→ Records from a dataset
***

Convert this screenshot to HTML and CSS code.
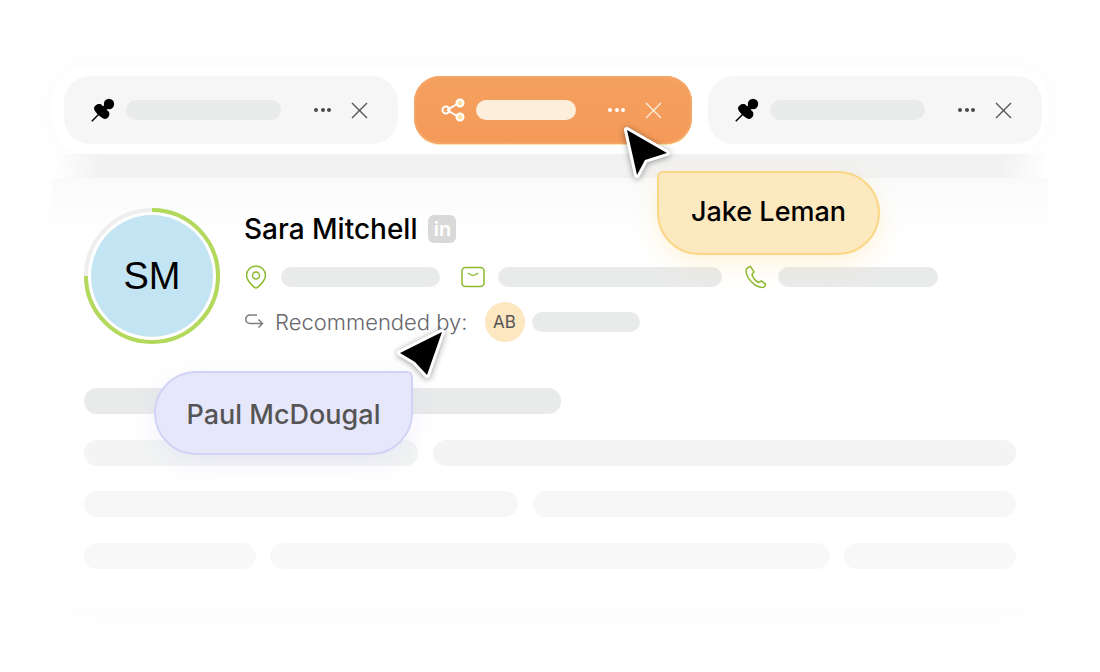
FILE: index.html
```html
<!DOCTYPE html>
<html lang="en">

<head>
  <meta charset="UTF-8">
  <title>Shared record</title>
  <link rel="stylesheet" href="styles.css">
</head>

<body>
  <div class="stage">

    <div class="tabbar">
      <div class="tab">
        <svg class="tab-icon" viewBox="0 0 24 24">
          <circle cx="18" cy="6" r="5.200" />
          <path d="M3 10.500C3 7.500 7 5 10 6.200L18 14c1.300 3-1 7-4 7-3 0-11-7.500-11-10.500z" />
          <path class="neck" d="M11 13l7-7" />
          <path class="needle" d="M.8 23.200l7-7" />
        </svg>
        <span class="bar tab-bar"></span>
        <span class="dots"><i></i><i></i><i></i></span>
        <svg class="close" viewBox="0 0 17 17"><path d="M1 1l15 15M16 1L1 16" /></svg>
      </div>
      <div class="tab tab-active">
        <svg class="tab-icon share" viewBox="0 0 24 24">
          <path d="M6 12l11-6.500M6 12l11 6.500" />
          <circle cx="5" cy="12" r="3.500" />
          <circle class="fill" cx="19" cy="5" r="3.500" />
          <circle class="fill" cx="19" cy="19" r="3.500" />
        </svg>
        <span class="bar tab-bar"></span>
        <span class="dots"><i></i><i></i><i></i></span>
        <svg class="close" viewBox="0 0 17 17"><path d="M1 1l15 15M16 1L1 16" /></svg>
      </div>
      <div class="tab">
        <svg class="tab-icon" viewBox="0 0 24 24">
          <circle cx="18" cy="6" r="5.200" />
          <path d="M3 10.500C3 7.500 7 5 10 6.200L18 14c1.300 3-1 7-4 7-3 0-11-7.500-11-10.500z" />
          <path class="neck" d="M11 13l7-7" />
          <path class="needle" d="M.8 23.200l7-7" />
        </svg>
        <span class="bar tab-bar"></span>
        <span class="dots"><i></i><i></i><i></i></span>
        <svg class="close" viewBox="0 0 17 17"><path d="M1 1l15 15M16 1L1 16" /></svg>
      </div>
    </div>

    <div class="band"></div>

    <div class="card">
      <div class="profile">
        <div class="avatar">
          <svg class="ring" viewBox="0 0 136 136">
            <circle class="ring-bg" cx="68" cy="68" r="66" />
            <circle class="ring-fg" cx="68" cy="68" r="66" pathLength="100" stroke-dasharray="75 25" />
          </svg>
          <span class="avatar-in">SM</span>
        </div>
        <div class="info">
          <div class="name-row">
            <h2>Sara Mitchell</h2>
            <span class="linkedin">in</span>
          </div>
          <div class="contact-row">
            <svg class="green-icon" viewBox="0 0 24 24"><path d="M12 23c-1 0-1.800-.7-3-1.900C6 18.200 2.500 14.500 2.500 10.500a9.500 9.500 0 0 1 19 0c0 4-3.500 7.700-6.500 10.600-1.200 1.200-2 1.900-3 1.900z" /><circle cx="12" cy="10.500" r="3.500" /></svg>
            <span class="bar w159"></span>
            <svg class="green-icon mail" viewBox="0 0 24 24"><rect x="1" y="2.500" width="22" height="19" rx="3.500" /><path d="M7 8c3 3 7 3 10 0" /></svg>
            <span class="bar w224"></span>
            <svg class="green-icon phone" viewBox="0 0 24 24"><path d="M4 2.500l2.500-1 3.500 5.500-2 2.500c1 3.500 3 6 6.500 8l2.800-1.500 4 2.800c.5 1.800-.8 3.700-2.800 3.700C11 22.500 2 13 2 5.500 2 4.200 2.700 3.200 4 2.500z" /></svg>
            <span class="bar w160"></span>
          </div>
          <div class="rec-row">
            <svg class="rec-icon" viewBox="0 0 20 20"><path d="M13 3H6a4 4 0 0 0 0 8.500h12M14.500 7.500l4 4-4 4" /></svg>
            <span class="rec-label">Recommended by:</span>
            <span class="badge">AB</span>
            <span class="bar w108"></span>
          </div>
        </div>
      </div>

      <div class="lines">
        <div class="line line-a"><span class="bar-lg w477"></span></div>
        <div class="line line-b"><span class="bar-lg w334"></span><span class="bar-lg grow"></span></div>
        <div class="line line-c"><span class="bar-lg w434"></span><span class="bar-lg grow"></span></div>
        <div class="line line-d"><span class="bar-lg w172"></span><span class="bar-lg grow"></span><span class="bar-lg w172"></span></div>
      </div>
    </div>

    <svg class="cursor cursor-1" viewBox="0 0 52 52"><path d="M5 4l40 23-22 7-8 15z" /></svg>
    <div class="tag tag-jake">Jake Leman</div>

    <svg class="cursor cursor-2" viewBox="0 0 52 52"><path d="M48 4L6 25l15 9 12 13z" /></svg>
    <div class="tag tag-paul">Paul McDougal</div>

  </div>
</body>

</html>
```

FILE: styles.css
```css
* {
  margin: 0;
  padding: 0;
  box-sizing: border-box;
}

body {
  background: #fff;
  font-family: "Inter", "Liberation Sans", sans-serif;
  overflow: hidden;
}

.stage {
  width: 1100px;
  height: 672px;
  padding: 66px 52px 0;
  position: relative;
  overflow: hidden;
}

.tabbar {
  display: flex;
  gap: 16px;
  height: 88px;
  padding: 10px 6px 10px 12px;
  background: #fff;
  border-radius: 34px;
  box-shadow: 0 0 36px rgba(0, 0, 0, .025);
  position: relative;
  z-index: 2;
}

.tab {
  flex: 0 0 334px;
  height: 68px;
  display: flex;
  align-items: center;
  padding: 0 30px 0 27px;
  background: #f6f6f6;
  border-radius: 26px;
}

.tab-active {
  flex-basis: 278px;
  background: linear-gradient(#f5a05f, #f49a58);
  box-shadow: inset 0 0 0 2px #f5a566, 0 1px 0 #fde3a8;
}

.tab-icon {
  width: 24px;
  height: 24px;
  flex: none;
  fill: #000;
}

.neck {
  stroke: #000;
  stroke-width: 5;
}

.needle {
  stroke: #000;
  stroke-width: 1.500;
}

.share {
  fill: none;
  stroke: #fff;
  stroke-width: 2;
}

.share .fill {
  fill: #fde4a6;
}

.bar {
  display: block;
  height: 20px;
  background: #e9eaea;
  border-radius: 10px;
  flex: none;
}

.tab-bar {
  width: 155px;
  margin-left: 11px;
}

.tab-active .tab-bar {
  width: 100px;
  background: #fdeedc;
}

.dots {
  display: flex;
  gap: 2.500px;
  margin-left: auto;
}

.dots i {
  width: 4px;
  height: 4px;
  border-radius: 50%;
  background: #4a4a4a;
}

.tab-active .dots i {
  background: #fff;
}

.close {
  width: 17px;
  height: 17px;
  margin-left: 20px;
  stroke: #555;
  stroke-width: 1.400;
  fill: none;
  flex: none;
}

.tab-active .close {
  stroke: #fdeedc;
}

.band {
  height: 24px;
  background: linear-gradient(90deg, #fff, #f3f3f3 5%, #f3f3f3 95%, #fff);
}

.card {
  height: 430px;
  padding: 30px 32px;
  background: linear-gradient(#f9fafa, #fff 60px);
  position: relative;
  border-radius: 0 0 34px 34px;
  box-shadow: 0 10px 50px rgba(0, 0, 0, .015);
}

.profile {
  display: flex;
  gap: 24px;
}

.avatar {
  width: 136px;
  height: 136px;
  flex: none;
  position: relative;
  display: flex;
  align-items: center;
  justify-content: center;
}

.ring {
  position: absolute;
  inset: 0;
  transform: rotate(-90deg);
}

.ring circle {
  fill: none;
  stroke-width: 4;
}

.ring-bg {
  stroke: #eeeeee;
}

.ring-fg {
  stroke: #b3d95a;
}

.avatar-in {
  width: 122px;
  height: 122px;
  border-radius: 50%;
  background: #c3e5f3;
  color: #000;
  font-family: "Liberation Sans", sans-serif;
  font-size: 38px;
  display: flex;
  align-items: center;
  justify-content: center;
}

.info {
  padding-top: 3px;
}

.name-row {
  display: flex;
  align-items: center;
  gap: 11px;
  height: 36px;
}

.name-row h2 {
  font-size: 28px;
  font-weight: 500;
  color: #000;
}

.linkedin {
  width: 28px;
  height: 28px;
  border-radius: 6px;
  background: #d9d9d9;
  color: #fff;
  font-size: 20px;
  font-weight: 600;
  display: flex;
  align-items: center;
  justify-content: center;
}

.contact-row {
  display: flex;
  align-items: center;
  height: 24px;
  margin-top: 18px;
}

.green-icon {
  width: 24px;
  height: 24px;
  flex: none;
  fill: none;
  stroke: #8ab92e;
  stroke-width: 1.500;
}

.contact-row .bar {
  margin-left: 13px;
}

.mail {
  margin-left: 21px;
}

.phone {
  margin-left: 22px;
}

.phone + .bar {
  margin-left: 10px;
}

.w159 {
  width: 159px;
}

.w160 {
  width: 160px;
}

.w224 {
  width: 224px;
}

.w108 {
  width: 108px;
}

.rec-row {
  display: flex;
  align-items: center;
  height: 40px;
  margin-top: 13px;
}

.rec-icon {
  width: 20px;
  height: 20px;
  fill: none;
  stroke: #7c7c7c;
  stroke-width: 1.500;
  flex: none;
}

.rec-label {
  margin-left: 11px;
  font-size: 22px;
  font-weight: 300;
  color: #66666b;
}

.badge {
  width: 40px;
  height: 40px;
  margin-left: 17px;
  border-radius: 50%;
  background: #fde7c0;
  color: #555;
  font-size: 17px;
  display: flex;
  align-items: center;
  justify-content: center;
}

.rec-row .bar {
  margin-left: 7px;
}

.lines {
  margin-top: 44px;
  display: flex;
  flex-direction: column;
  gap: 25.500px;
}

.line {
  display: flex;
  gap: 15px;
}

.line-d {
  gap: 14px;
}

.bar-lg {
  display: block;
  height: 26px;
  border-radius: 13px;
}

.line-a .bar-lg {
  background: #e9eaea;
}

.line-b .bar-lg {
  background: #f3f4f3;
}

.line-c .bar-lg {
  background: #f7f7f7;
}

.line-d .bar-lg {
  background: #f8f8f8;
}

.grow {
  flex: 1;
}

.w477 {
  width: 477px;
}

.w334 {
  width: 334px;
}

.w434 {
  width: 434px;
}

.w172 {
  width: 172px;
}

.cursor {
  position: absolute;
  z-index: 5;
  width: 52px;
  height: 52px;
  fill: #000;
  stroke: #fff;
  stroke-width: 6;
  stroke-linejoin: round;
  paint-order: stroke;
  overflow: visible;
  filter: drop-shadow(0 1px 3px rgba(0, 0, 0, .4));
}

.cursor-1 {
  left: 622px;
  top: 126px;
}

.cursor-2 {
  left: 394px;
  top: 328px;
}

.tag {
  position: absolute;
  z-index: 4;
  height: 84px;
  display: flex;
  align-items: center;
  justify-content: center;
  font-size: 27px;
  font-weight: 500;
}

.tag-jake {
  left: 657px;
  top: 171px;
  width: 223px;
  padding-bottom: 4px;
  color: #000;
  background: #fde9bf;
  border: 2px solid #fbd684;
  border-radius: 6px 42px 42px 42px;
  box-shadow: 0 8px 24px rgba(253, 214, 132, .3);
}

.tag-paul {
  left: 154px;
  top: 371px;
  width: 259px;
  padding-top: 2px;
  color: #555;
  background: #e7e7fb;
  border: 2px solid #d2d2f7;
  border-radius: 42px 6px 42px 42px;
  box-shadow: 0 8px 24px rgba(207, 207, 246, .3);
}
```
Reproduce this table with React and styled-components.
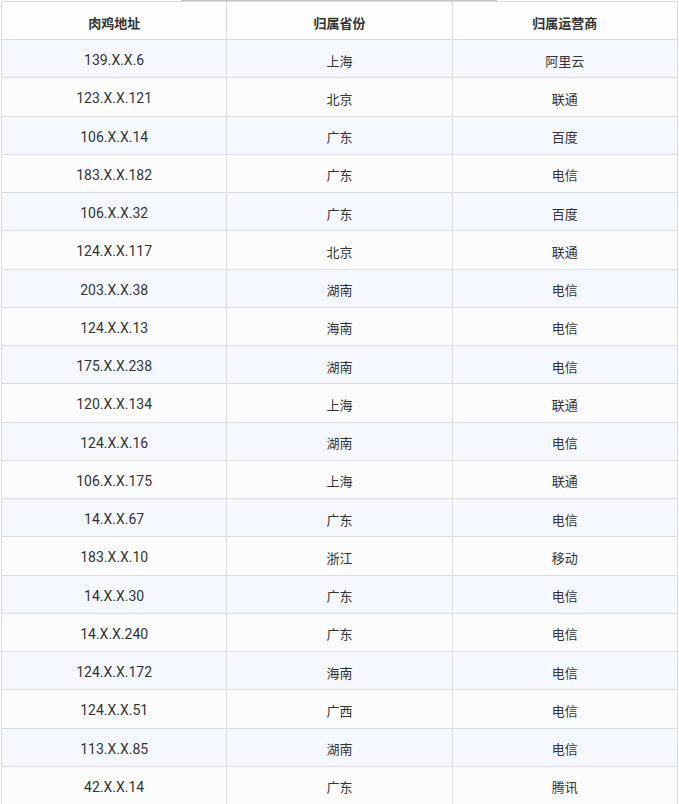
import styled, { createGlobalStyle } from "styled-components";

const GlobalStyle = createGlobalStyle`
  html, body {
    margin: 0;
    padding: 0;
    background: #ffffff;
  }
  body {
    font-family: "Microsoft YaHei", "Roboto", "Noto Sans CJK SC", sans-serif;
  }
`;

const Page = styled.div`
  width: 679px;
  display: flex;
  flex-direction: column;
`;

const ScrollTrack = styled.div`
  height: 1px;
  display: flex;
`;

const ScrollThumb = styled.div`
  width: 316px;
  margin-left: 181px;
  background: #c4c4c4;
`;

const TableWrap = styled.div`
  padding: 0 1px;
`;

const Table = styled.table`
  width: 677px;
  border-collapse: collapse;
  table-layout: fixed;
  font-size: 13px;
  color: #333333;
`;

const HeadCell = styled.th`
  box-sizing: border-box;
  height: 38px;
  padding: 3px 0 0;
  border: 1px solid #dcdcdc;
  background: #fdfdfd;
  font-weight: 700;
  text-align: center;
`;

const Row = styled.tr`
  background: ${(p) => (p.$striped ? "#f5f9ff" : "#fcfcfc")};
`;

const Cell = styled.td`
  box-sizing: border-box;
  height: 38.25px;
  padding: 3px 0 0;
  border: 1px solid #dcdcdc;
  text-align: center;
  font-size: ${(p) => (p.$ip ? "14px" : "13px")};
`;

const rows = [
  ["139.X.X.6", "上海", "阿里云"],
  ["123.X.X.121", "北京", "联通"],
  ["106.X.X.14", "广东", "百度"],
  ["183.X.X.182", "广东", "电信"],
  ["106.X.X.32", "广东", "百度"],
  ["124.X.X.117", "北京", "联通"],
  ["203.X.X.38", "湖南", "电信"],
  ["124.X.X.13", "海南", "电信"],
  ["175.X.X.238", "湖南", "电信"],
  ["120.X.X.134", "上海", "联通"],
  ["124.X.X.16", "湖南", "电信"],
  ["106.X.X.175", "上海", "联通"],
  ["14.X.X.67", "广东", "电信"],
  ["183.X.X.10", "浙江", "移动"],
  ["14.X.X.30", "广东", "电信"],
  ["14.X.X.240", "广东", "电信"],
  ["124.X.X.172", "海南", "电信"],
  ["124.X.X.51", "广西", "电信"],
  ["113.X.X.85", "湖南", "电信"],
  ["42.X.X.14", "广东", "腾讯"],
];

export default function App() {
  return (
    <>
      <GlobalStyle />
      <Page>
        <ScrollTrack>
          <ScrollThumb />
        </ScrollTrack>
        <TableWrap>
          <Table>
            <thead>
              <tr>
                <HeadCell>肉鸡地址</HeadCell>
                <HeadCell>归属省份</HeadCell>
                <HeadCell>归属运营商</HeadCell>
              </tr>
            </thead>
            <tbody>
              {rows.map((r, i) => (
                <Row key={i} $striped={i % 2 === 0}>
                  <Cell $ip>{r[0]}</Cell>
                  <Cell>{r[1]}</Cell>
                  <Cell>{r[2]}</Cell>
                </Row>
              ))}
            </tbody>
          </Table>
        </TableWrap>
      </Page>
    </>
  );
}
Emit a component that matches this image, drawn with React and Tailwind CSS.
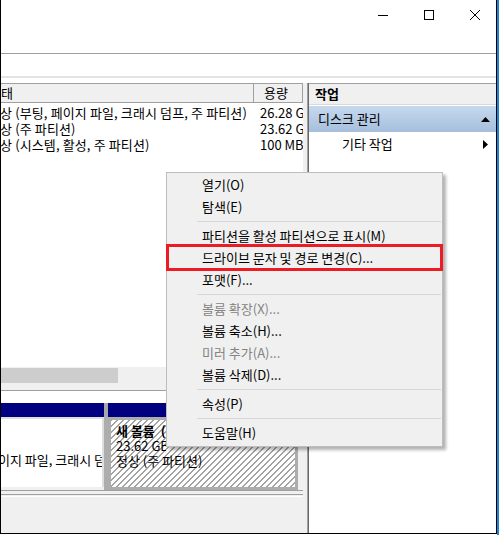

***

→ WHAT IS BEING ASKED
Pull out every line holding "React" from the records above, and copy it.

→ WRITTEN RESPONSE
Reproduce this table with React and styled-components.
Emit a component that matches this image, drawn with React and Tailwind CSS.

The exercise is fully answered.